THE EXERCISE – Print the records below word for word, but leave out the pictures.

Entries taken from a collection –

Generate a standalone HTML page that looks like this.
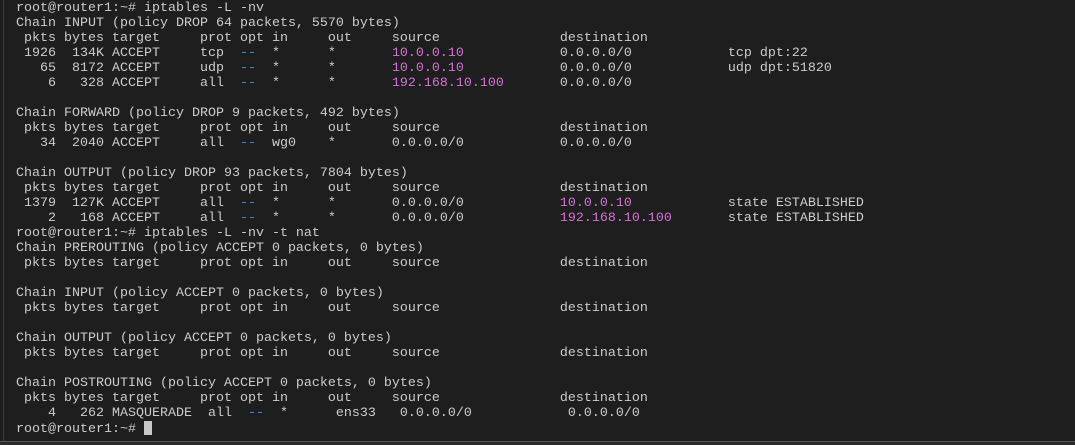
<!DOCTYPE html>
<html><head><meta charset="utf-8"><style>
html,body{margin:0;padding:0;}
body{width:1075px;height:444px;background:#1e1e1e;overflow:hidden;position:relative;}
.bl{position:absolute;left:3px;top:0;width:1px;height:441px;background:#3c3c3c;}
.bb{position:absolute;left:0;top:441px;width:1075px;height:3px;background:#2b2b2b;border-top:1px solid #555;}
pre{position:absolute;left:16px;top:1px;margin:0;font-family:"Liberation Mono","DejaVu Sans Mono",monospace;font-size:13.33px;line-height:15px;color:#cccccc;}
.c{color:#3b8eea}.m{color:#d670d6}
.cur{display:inline-block;width:8px;height:14px;background:#c8c8c8;vertical-align:-3px;}
</style></head><body>
<div class="bl"></div><div class="bb"></div>
<pre>root@router1:~# iptables -L -nv
Chain INPUT (policy DROP 64 packets, 5570 bytes)
 pkts bytes target     prot opt in     out     source               destination
 1926  134K ACCEPT     tcp  <span class="c">--</span>  *      *       <span class="m">10.0.0.10</span>            0.0.0.0/0            tcp dpt:22
   65  8172 ACCEPT     udp  <span class="c">--</span>  *      *       <span class="m">10.0.0.10</span>            0.0.0.0/0            udp dpt:51820
    6   328 ACCEPT     all  <span class="c">--</span>  *      *       <span class="m">192.168.10.100</span>       0.0.0.0/0

Chain FORWARD (policy DROP 9 packets, 492 bytes)
 pkts bytes target     prot opt in     out     source               destination
   34  2040 ACCEPT     all  <span class="c">--</span>  wg0    *       0.0.0.0/0            0.0.0.0/0

Chain OUTPUT (policy DROP 93 packets, 7804 bytes)
 pkts bytes target     prot opt in     out     source               destination
 1379  127K ACCEPT     all  <span class="c">--</span>  *      *       0.0.0.0/0            <span class="m">10.0.0.10</span>            state ESTABLISHED
    2   168 ACCEPT     all  <span class="c">--</span>  *      *       0.0.0.0/0            <span class="m">192.168.10.100</span>       state ESTABLISHED
root@router1:~# iptables -L -nv -t nat
Chain PREROUTING (policy ACCEPT 0 packets, 0 bytes)
 pkts bytes target     prot opt in     out     source               destination

Chain INPUT (policy ACCEPT 0 packets, 0 bytes)
 pkts bytes target     prot opt in     out     source               destination

Chain OUTPUT (policy ACCEPT 0 packets, 0 bytes)
 pkts bytes target     prot opt in     out     source               destination

Chain POSTROUTING (policy ACCEPT 0 packets, 0 bytes)
 pkts bytes target     prot opt in     out     source               destination
    4   262 MASQUERADE  all  <span class="c">--</span>  *      ens33   0.0.0.0/0            0.0.0.0/0
root@router1:~# <span class="cur"></span></pre>
</body></html>
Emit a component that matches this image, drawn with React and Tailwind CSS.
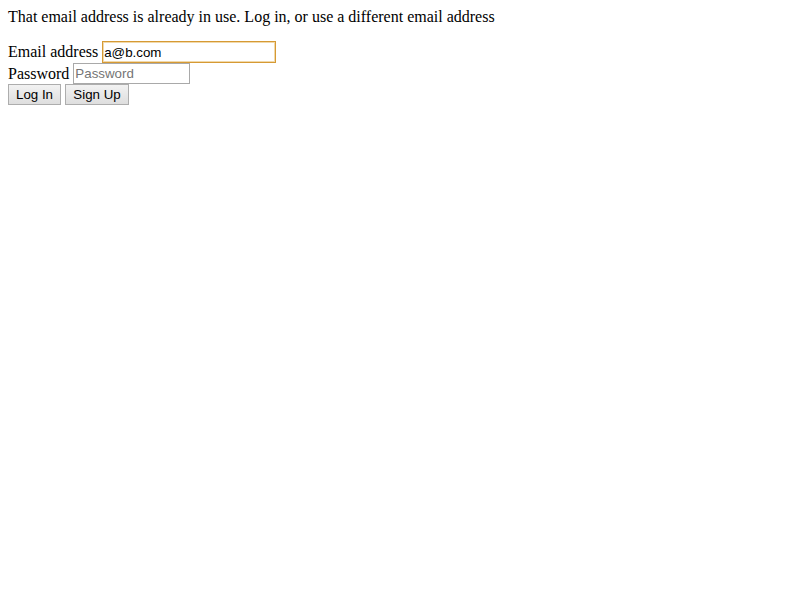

FULL SOLUTION –
Generate a standalone HTML page that looks like this.
<!DOCTYPE html>
<html><head><meta charset="utf-8"><style>
html,body{margin:0;padding:0;}
body{width:1075px;height:444px;background:#1e1e1e;overflow:hidden;position:relative;}
.bl{position:absolute;left:3px;top:0;width:1px;height:441px;background:#3c3c3c;}
.bb{position:absolute;left:0;top:441px;width:1075px;height:3px;background:#2b2b2b;border-top:1px solid #555;}
pre{position:absolute;left:16px;top:1px;margin:0;font-family:"Liberation Mono","DejaVu Sans Mono",monospace;font-size:13.33px;line-height:15px;color:#cccccc;}
.c{color:#3b8eea}.m{color:#d670d6}
.cur{display:inline-block;width:8px;height:14px;background:#c8c8c8;vertical-align:-3px;}
</style></head><body>
<div class="bl"></div><div class="bb"></div>
<pre>root@router1:~# iptables -L -nv
Chain INPUT (policy DROP 64 packets, 5570 bytes)
 pkts bytes target     prot opt in     out     source               destination
 1926  134K ACCEPT     tcp  <span class="c">--</span>  *      *       <span class="m">10.0.0.10</span>            0.0.0.0/0            tcp dpt:22
   65  8172 ACCEPT     udp  <span class="c">--</span>  *      *       <span class="m">10.0.0.10</span>            0.0.0.0/0            udp dpt:51820
    6   328 ACCEPT     all  <span class="c">--</span>  *      *       <span class="m">192.168.10.100</span>       0.0.0.0/0

Chain FORWARD (policy DROP 9 packets, 492 bytes)
 pkts bytes target     prot opt in     out     source               destination
   34  2040 ACCEPT     all  <span class="c">--</span>  wg0    *       0.0.0.0/0            0.0.0.0/0

Chain OUTPUT (policy DROP 93 packets, 7804 bytes)
 pkts bytes target     prot opt in     out     source               destination
 1379  127K ACCEPT     all  <span class="c">--</span>  *      *       0.0.0.0/0            <span class="m">10.0.0.10</span>            state ESTABLISHED
    2   168 ACCEPT     all  <span class="c">--</span>  *      *       0.0.0.0/0            <span class="m">192.168.10.100</span>       state ESTABLISHED
root@router1:~# iptables -L -nv -t nat
Chain PREROUTING (policy ACCEPT 0 packets, 0 bytes)
 pkts bytes target     prot opt in     out     source               destination

Chain INPUT (policy ACCEPT 0 packets, 0 bytes)
 pkts bytes target     prot opt in     out     source               destination

Chain OUTPUT (policy ACCEPT 0 packets, 0 bytes)
 pkts bytes target     prot opt in     out     source               destination

Chain POSTROUTING (policy ACCEPT 0 packets, 0 bytes)
 pkts bytes target     prot opt in     out     source               destination
    4   262 MASQUERADE  all  <span class="c">--</span>  *      ens33   0.0.0.0/0            0.0.0.0/0
root@router1:~# <span class="cur"></span></pre>
</body></html>
Emit a component that matches this image, drawn with React and Tailwind CSS.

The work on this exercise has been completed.